Concerning the Mannāns, Mr. O. H. Bensley writes as follows. “I enjoy many pleasant reminiscences of my intercourse with these people. Their cheery and sociable disposition, and enjoyment of camp life, make it quite a pleasure to be thrown into contact with them. Short, sturdy, and hairless, the Mannāns have all the appearances of an ‘aboriginal‘ race. The Mannān country extends southward from the limit occupied by the Muduvans on the Cardamom Hills to a point south of the territory now submerged by the Periyār works. They have, moreover, to keep to the east of the Periyār river. Smallpox ravages their villages, and fever lives in the air they breathe. Within the present generation, three of their settlements were at the point of extinction, but were recruited from other more fortunate bands.

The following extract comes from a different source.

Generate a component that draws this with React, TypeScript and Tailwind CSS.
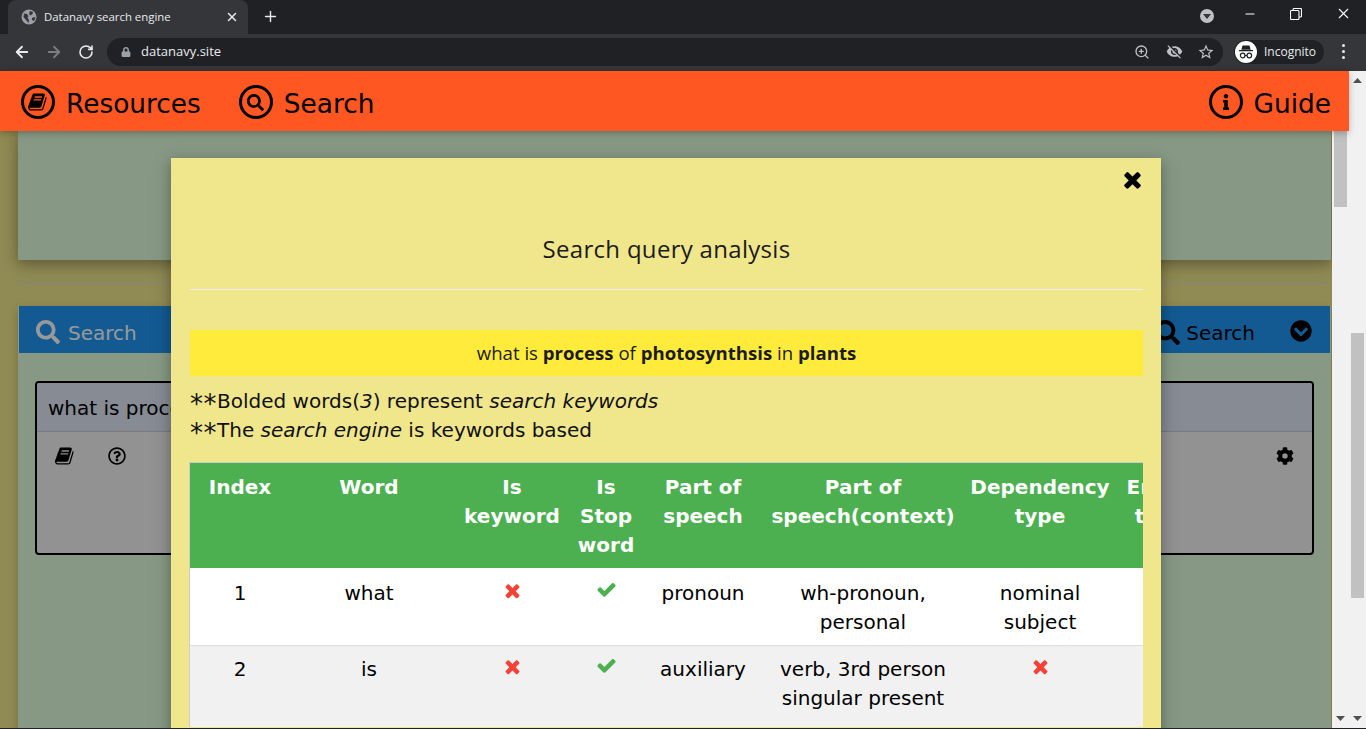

Very few attain to old age, but there were until lately three old patriarchs among them, who were the headmen of three of the most important sections of the tribe. The Muduvans and Mannāns pursue the same destructive method of cultivation, but, as the latter are much fewer in numbers, their depredations are not so serious.

None of the tribes east of the Periyār pay any tax to the Government, but are expected, in return for their holdings, to perform certain services in the way of building huts and clearing paths, for which they receive fixed payment. They have also to collect forest produce, and for this, too, they obtain fixed rates, so that their treatment by the Government is in reality of the most liberal kind. Mannāns do not always look at things in quite the light one would expect. For example, the heir to an English Earldom, after a pleasant shooting trip in Travancore, bestowed upon a Mannān who had been with him a handsome knife as a memento. Next day, the knife was seen in the possession of a cooly on a coffee estate, and it transpired that the Mannān had sold it to him for three rupees, instead of keeping it as an heirloom.

A remarkable trait in the character of the Mannāns is the readiness with which they fraternise with Europeans. Most of the other tribes approach with reluctance, which requires considerable diplomacy to overcome. Not so the Mannān. He willingly initiates a tyro and a stranger into the mysteries of the chase. Though their language is Tamil, and the only communication they hold with the low country is on the Madura side, they have this custom in common with the Malayālis, that the chieftainship of their villages goes to the nephew, and not to the son. One does not expect to find heroic actions among these simple people. But how else could one describe the following incident? A Mannān, walking with his son, a lad about twelve years old, came suddenly upon a rogue elephant. His first act was to place his son in a position of safety by lifting him up till he could reach the branch of a tree, and only then he began to think of himself. But it was too late. The elephant charged down upon him, and in a few seconds he was a shapeless mass.”